Student loan debts crush an entire generation

Updated: Hyped like subprime mortgages, school loans now run to hundreds of billions with no relief in sight

Published October 20, 2011 11:45AM (EDT)

[UPDATED] USA Today says that at some point this year, student loan debt will exceed $1 trillion, surpassing even credit card debt. Felix Salmon says the number is closer to $550 billion. Either way total student loan debt is rising as other debts have tailed off. Delinquency has increased, too, since the height of the financial crisis.

It's a huge mess.

Some people have noticed that "student loan debt" comes up a lot among the Wall Street Occupiers and the members of the 99 percent movement. Often, older people, who either attended school when tuition was reasonable, or who didn't attend college at all in an era when a high school diploma was enough of a qualification for a stable, middle-class career, tend to think this is all the entitled whining of spoiled kids. They don't understand that these kids accepted a home mortgage worth of debt before they ever even had a regular income, based on phony promises, and that the debt is inescapable, regardless of life circumstances or ability to pay.

Thanks to the horrific 2005 bankruptcy bill, one of the most nakedly venal modern examples of Congress serving the interests of the rentiers and creditors over the vast majority a number of congressional actions, debtors cannot discharge student loans through bankruptcy. The government is shielded from the risk, and creditors are licensed to collect by almost any means they deem necessary, giving no one in charge any real incentive (beyond basic human decency) to fix the situation.

In other words, this is unprecedentedly awful for an entire generation of young people just entering adulthood.

"It's going to create a generation of wage slavery," says Nick Pardini, a Villanova University graduate student in finance who has warned on a blog for investors that student loans are the next credit bubble — with borrowers, rather than lenders, as the losers.

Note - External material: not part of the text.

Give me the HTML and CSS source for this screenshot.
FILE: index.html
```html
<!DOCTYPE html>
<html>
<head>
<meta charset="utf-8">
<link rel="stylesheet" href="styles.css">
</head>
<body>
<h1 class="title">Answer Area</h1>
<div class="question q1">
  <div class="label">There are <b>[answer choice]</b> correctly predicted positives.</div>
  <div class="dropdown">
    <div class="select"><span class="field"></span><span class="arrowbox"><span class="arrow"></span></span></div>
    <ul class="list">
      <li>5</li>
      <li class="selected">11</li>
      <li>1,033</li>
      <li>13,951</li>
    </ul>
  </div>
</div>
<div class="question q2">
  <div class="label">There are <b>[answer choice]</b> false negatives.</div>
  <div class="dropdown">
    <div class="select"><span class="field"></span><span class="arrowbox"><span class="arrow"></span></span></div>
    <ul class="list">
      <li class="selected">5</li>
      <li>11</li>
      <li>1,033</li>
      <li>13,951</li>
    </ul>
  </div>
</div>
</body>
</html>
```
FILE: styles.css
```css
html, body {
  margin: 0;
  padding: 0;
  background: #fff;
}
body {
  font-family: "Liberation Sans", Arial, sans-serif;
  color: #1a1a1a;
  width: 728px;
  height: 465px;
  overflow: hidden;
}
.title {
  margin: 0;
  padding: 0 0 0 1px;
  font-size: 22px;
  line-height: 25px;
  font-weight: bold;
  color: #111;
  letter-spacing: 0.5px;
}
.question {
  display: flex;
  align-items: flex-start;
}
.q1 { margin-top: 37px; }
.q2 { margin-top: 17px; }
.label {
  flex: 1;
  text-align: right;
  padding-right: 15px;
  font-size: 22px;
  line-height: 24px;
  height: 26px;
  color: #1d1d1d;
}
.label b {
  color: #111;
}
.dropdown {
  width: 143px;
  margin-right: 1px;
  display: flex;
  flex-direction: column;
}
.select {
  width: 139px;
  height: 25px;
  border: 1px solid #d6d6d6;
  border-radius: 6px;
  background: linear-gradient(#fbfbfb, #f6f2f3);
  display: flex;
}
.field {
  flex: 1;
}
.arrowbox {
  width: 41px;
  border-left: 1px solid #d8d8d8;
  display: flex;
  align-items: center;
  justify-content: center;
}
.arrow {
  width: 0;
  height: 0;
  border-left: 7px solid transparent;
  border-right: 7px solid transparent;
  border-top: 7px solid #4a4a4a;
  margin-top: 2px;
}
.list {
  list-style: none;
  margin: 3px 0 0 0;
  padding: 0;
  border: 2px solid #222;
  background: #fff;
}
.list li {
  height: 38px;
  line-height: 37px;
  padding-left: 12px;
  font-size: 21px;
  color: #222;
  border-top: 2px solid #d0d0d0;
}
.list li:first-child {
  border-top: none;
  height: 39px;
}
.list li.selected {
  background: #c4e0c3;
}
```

Even if by some miracle our unemployed and underemployed debt-laden graduates all win decent jobs tomorrow, the money they make will go into paying off these now-delinquent loans instead of anything productive for the economy as a whole. Banks will continue to see massive profits, in other words.

The impossibility of escaping student loan debt is why an industry sprang up to foist useless, overpriced degrees on vulnerable people. It's a scam, but a profitable one, and respectable enough for major establishment players to feel comfortable making a killing on it.

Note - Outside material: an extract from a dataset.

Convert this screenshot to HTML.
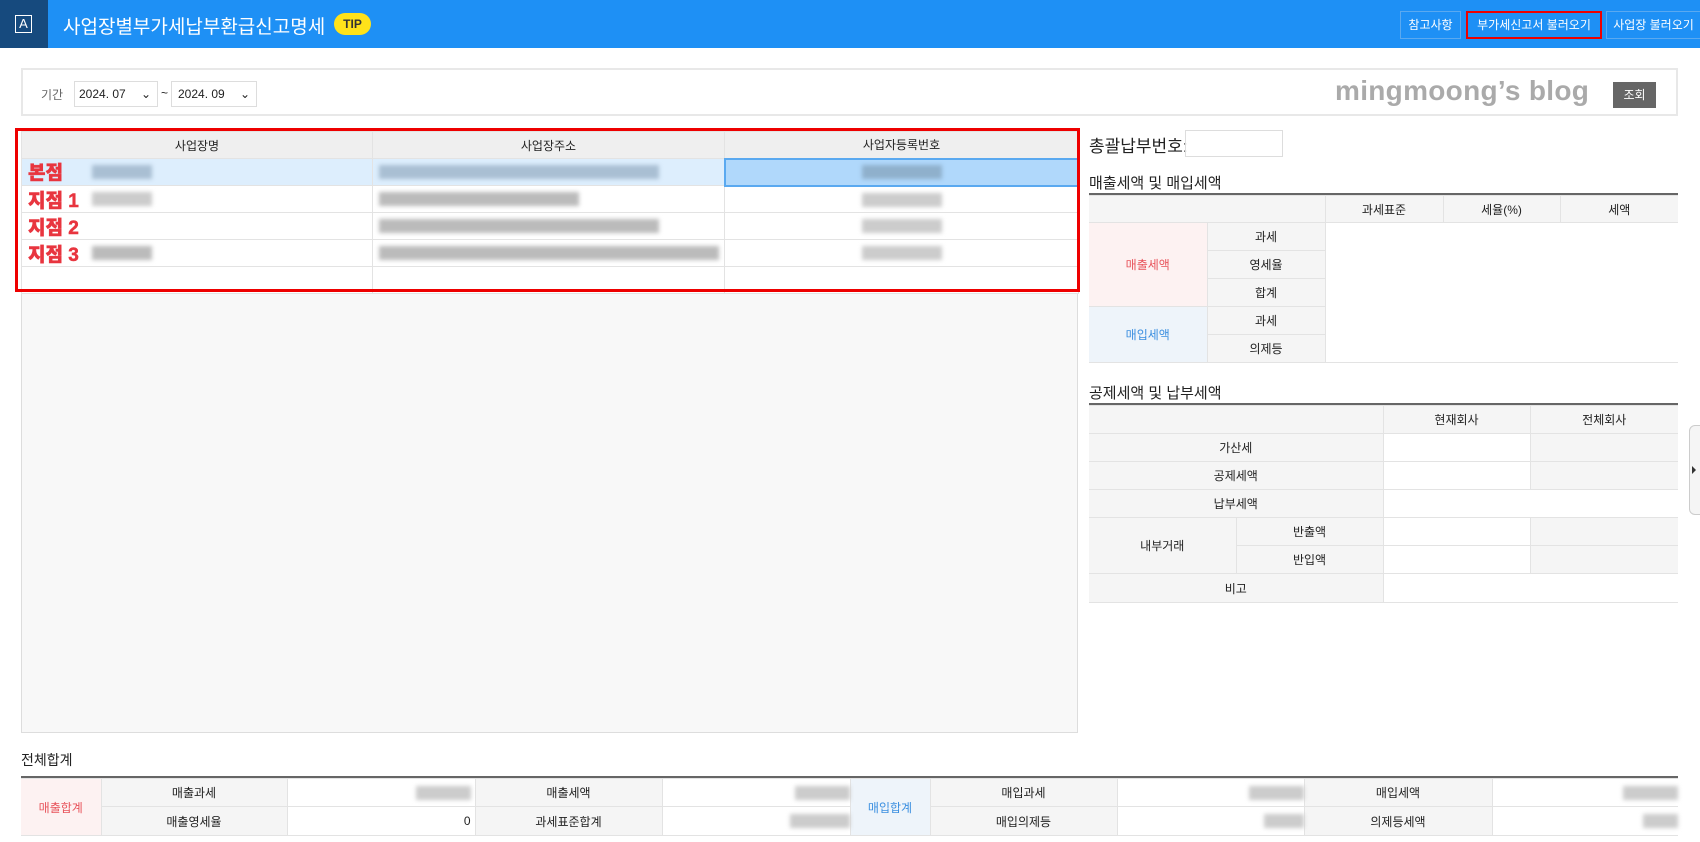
<!DOCTYPE html>
<html><head><meta charset="utf-8"><style>
*{box-sizing:border-box;margin:0;padding:0}
body{width:1700px;height:842px;overflow:hidden;background:#fff;font-family:"Liberation Sans","Noto Sans CJK KR",sans-serif;font-size:12px;color:#222;position:relative}
.a{position:absolute}
.hdr{left:0;top:0;width:1700px;height:48px;background:#1e90f5}
.btn{top:11px;height:28px;border:1px solid #5aa9f0;color:#fff;font-size:12px;line-height:26px;text-align:center}
table{border-collapse:collapse;position:absolute;table-layout:fixed}
td{border:1px solid #e3e3e3;text-align:center;font-size:12px;padding:0}
.g{background:#f5f5f5}
.blur{display:inline-block;height:14px;background:#bbb;filter:blur(2px);vertical-align:middle}
.red{color:#e8353f;font-weight:900;font-size:19px;position:absolute;left:7px;-webkit-text-stroke:0.5px #e8353f}
</style></head><body>
<div class="a hdr"></div>
<div class="a" style="left:0;top:0;width:48px;height:48px;background:#164a7e"></div>
<div class="a" style="left:15px;top:15px;width:17px;height:18px;border:1.5px solid #fff;color:#fff;font-size:13px;line-height:15px;text-align:center">A</div>
<div class="a" style="left:63px;top:12px;color:#fff;font-size:19px">사업장별부가세납부환급신고명세</div>
<div class="a" style="left:334px;top:13px;width:37px;height:22px;border-radius:11px;background:#ffe21a;color:#333;font-weight:bold;font-size:12px;line-height:22px;text-align:center">TIP</div>
<div class="a btn" style="left:1400px;width:61px">참고사항</div>
<div class="a btn" style="left:1466px;width:136px;border:2px solid #e00;line-height:24px">부가세신고서 불러오기</div>
<div class="a btn" style="left:1606px;width:94px;border-right:none">사업장 불러오기</div>

<div class="a" style="left:21px;top:68px;width:1657px;height:48px;border:2px solid #e8e8e8"></div>
<div class="a" style="left:41px;top:86px;color:#666">기간</div>
<div class="a" style="left:74px;top:81px;width:84px;height:26px;border:1px solid #ddd;line-height:24px;padding-left:4px">2024. 07 <span style="margin-left:12px">⌄</span></div>
<div class="a" style="left:161px;top:86px">~</div>
<div class="a" style="left:171px;top:81px;width:86px;height:26px;border:1px solid #ddd;line-height:24px;padding-left:6px">2024. 09 <span style="margin-left:12px">⌄</span></div>
<div class="a" style="left:1335px;top:75px;color:#aaa;font-size:28px;font-weight:bold;letter-spacing:0.3px">mingmoong’s blog</div>
<div class="a" style="left:1613px;top:82px;width:43px;height:26px;background:#666;color:#fff;line-height:26px;text-align:center">조회</div>

<div class="a" style="left:21px;top:131px;width:1057px;height:602px;background:#f8f8f8;border:1px solid #ddd"></div>
<table style="left:21px;top:131px;width:1057px">
<colgroup><col style="width:351px"><col style="width:352px"><col style="width:354px"></colgroup>
<tr style="height:27px;background:#efefef"><td>사업장명</td><td>사업장주소</td><td>사업자등록번호</td></tr>
<tr style="height:27px;background:#ddeefd"><td style="text-align:left;padding-left:70px"><span class="blur" style="width:60px;background:#a9bfd3"></span></td><td style="text-align:left;padding-left:6px"><span class="blur" style="width:280px;background:#a9bfd3"></span></td><td style="background:#b0d8fb;border:2px solid #5aa9f0"><span class="blur" style="width:80px;background:#8fb0cc"></span></td></tr>
<tr style="height:27px;background:#fff"><td style="text-align:left;padding-left:70px"><span class="blur" style="width:60px;background:#ccc"></span></td><td style="text-align:left;padding-left:6px"><span class="blur" style="width:200px"></span></td><td><span class="blur" style="width:80px;background:#ccc"></span></td></tr>
<tr style="height:27px;background:#fff"><td style="text-align:left;padding-left:70px"></td><td style="text-align:left;padding-left:6px"><span class="blur" style="width:280px"></span></td><td><span class="blur" style="width:80px;background:#ccc"></span></td></tr>
<tr style="height:27px;background:#fff"><td style="text-align:left;padding-left:70px"><span class="blur" style="width:60px"></span></td><td style="text-align:left;padding-left:6px"><span class="blur" style="width:340px"></span></td><td><span class="blur" style="width:80px;background:#ccc"></span></td></tr>
<tr style="height:27px;background:#fff"><td></td><td></td><td></td></tr>
</table>
<div class="red" style="left:28px;top:158px">본점</div>
<div class="red" style="left:28px;top:186px">지점 1</div>
<div class="red" style="left:28px;top:213px">지점 2</div>
<div class="red" style="left:28px;top:240px">지점 3</div>
<div class="a" style="left:15px;top:128px;width:1065px;height:164px;border:3px solid #e00"></div>

<div class="a" style="left:1089px;top:132px;font-size:17px">총괄납부번호:</div>
<div class="a" style="left:1185px;top:130px;width:98px;height:27px;border:1px solid #ddd"></div>
<div class="a" style="left:1089px;top:172px;font-size:15px">매출세액 및 매입세액</div>
<div class="a" style="left:1089px;top:193px;width:589px;height:2px;background:#666"></div>
<table style="left:1089px;top:195px;width:589px">
<colgroup><col style="width:118px"><col style="width:118px"><col style="width:118px"><col style="width:117px"><col style="width:118px"></colgroup>
<tr style="height:27px" class="g"><td colspan="2" style="border-left:none"></td><td>과세표준</td><td>세율(%)</td><td style="border-right:none">세액</td></tr>
<tr style="height:28px"><td rowspan="3" style="background:#fdf2f2;color:#e8535b;border-left:none">매출세액</td><td class="g">과세</td><td colspan="3" style="border:none"></td></tr>
<tr style="height:28px"><td class="g">영세율</td><td colspan="3" style="border:none"></td></tr>
<tr style="height:28px"><td class="g">합계</td><td colspan="3" style="border:none"></td></tr>
<tr style="height:28px"><td rowspan="2" style="background:#eef4fa;color:#3b8fe0;border-left:none">매입세액</td><td class="g">과세</td><td colspan="3" style="border:none"></td></tr>
<tr style="height:28px"><td class="g">의제등</td><td colspan="3" style="border:none;border-bottom:1px solid #e3e3e3"></td></tr>
</table>

<div class="a" style="left:1089px;top:382px;font-size:15px">공제세액 및 납부세액</div>
<div class="a" style="left:1089px;top:403px;width:589px;height:2px;background:#666"></div>
<table style="left:1089px;top:405px;width:589px">
<colgroup><col style="width:147px"><col style="width:147px"><col style="width:147px"><col style="width:148px"></colgroup>
<tr style="height:28px" class="g"><td colspan="2" style="border-left:none"></td><td>현재회사</td><td style="border-right:none">전체회사</td></tr>
<tr style="height:28px"><td colspan="2" class="g" style="border-left:none">가산세</td><td></td><td class="g" style="border-right:none"></td></tr>
<tr style="height:28px"><td colspan="2" class="g" style="border-left:none">공제세액</td><td></td><td class="g" style="border-right:none"></td></tr>
<tr style="height:28px"><td colspan="2" class="g" style="border-left:none">납부세액</td><td colspan="2" style="border-right:none"></td></tr>
<tr style="height:28px"><td rowspan="2" class="g" style="border-left:none">내부거래</td><td class="g">반출액</td><td></td><td class="g" style="border-right:none"></td></tr>
<tr style="height:28px"><td class="g">반입액</td><td></td><td class="g" style="border-right:none"></td></tr>
<tr style="height:29px"><td colspan="2" class="g" style="border-left:none">비고</td><td colspan="2" style="border-right:none"></td></tr>
</table>
<div class="a" style="left:1689px;top:425px;width:14px;height:90px;border:1px solid #ccc;border-radius:6px 0 0 6px;background:#f5f5f5"></div>
<div class="a" style="left:1692px;top:466px;width:0;height:0;border-left:4px solid #333;border-top:4px solid transparent;border-bottom:4px solid transparent"></div>

<div class="a" style="left:21px;top:750px;font-size:14px">전체합계</div>
<div class="a" style="left:21px;top:776px;width:1657px;height:2px;background:#666"></div>
<table style="left:21px;top:778px;width:1657px">
<colgroup><col style="width:80px"><col style="width:186px"><col style="width:188px"><col style="width:187px"><col style="width:188px"><col style="width:80px"><col style="width:187px"><col style="width:187px"><col style="width:188px"><col style="width:186px"></colgroup>
<tr style="height:28px"><td rowspan="2" style="background:#fdf2f2;color:#e8535b;border-left:none">매출합계</td><td class="g">매출과세</td><td style="text-align:right;padding-right:4px"><span class="blur" style="width:55px;background:#ccc"></span></td><td class="g">매출세액</td><td style="text-align:right"><span class="blur" style="width:55px;background:#ccc"></span></td><td rowspan="2" style="background:#eef4fa;color:#3b8fe0">매입합계</td><td class="g">매입과세</td><td style="text-align:right"><span class="blur" style="width:55px;background:#ccc"></span></td><td class="g">매입세액</td><td style="text-align:right;border-right:none"><span class="blur" style="width:55px;background:#ccc"></span></td></tr>
<tr style="height:29px"><td class="g">매출영세율</td><td style="text-align:right;padding-right:4px">0</td><td class="g">과세표준합계</td><td style="text-align:right"><span class="blur" style="width:60px;background:#ccc"></span></td><td class="g">매입의제등</td><td style="text-align:right"><span class="blur" style="width:40px;background:#ccc"></span></td><td class="g">의제등세액</td><td style="text-align:right;border-right:none"><span class="blur" style="width:35px;background:#ccc"></span></td></tr>
</table>
</body></html>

Like, for instance, Kaplan University, a chain of for-profit colleges built on winning free government student aid money and attracting suckers to borrow small fortunes.

The crooks are shameless. The Fiscal Times asked a bunch of predictable brain-dead airport bookstore luminaries (Dr. Oz! Mort Zuckerman!) to share one idea to "solve our fiscal crisis." Here's my favorite entry:

If I could do one thing, it would be to ensure the future of for-profit education companies, which this administration seems bent on eliminating. The Washington Post Company has struggled hard to be a good and decent company, but our for-profit education division is under fire by the administration, as are other for-profit education companies like Apollo and Strayer. (Full disclosure: I and my family have an ownership interest in WPO.) The majority of students in for-profit education companies are minorities, which makes you wonder how shutting down these companies will help achieve the president's goal of having more college graduates in the U.S.

This wisdom comes from Lally Weymouth, "Senior Associate Editor" at the Washington Post and also part owner of the Washington Post Co., owner of for-profit college company Kaplan, the exploitative education corporation that subsidizes the money-losing newspaper. Lally's idea for solving America's "fiscal crisis" is to allow her to continue enriching herself by burying already poor people in paralyzing debt.

But, of course, she's only doing it to help those poor creatures who otherwise couldn't attend schools! If she happens to make a killing doing so, then the market is working its magic, I guess. This is the same argument used by exploitative payday lenders -- loan sharks in ghettos -- to justify predatory lending habits targeted at impoverished and vulnerable communities. Only it's coming from one of the most respectable members of Washington's elite, and not the proprietor of a check-cashing joint.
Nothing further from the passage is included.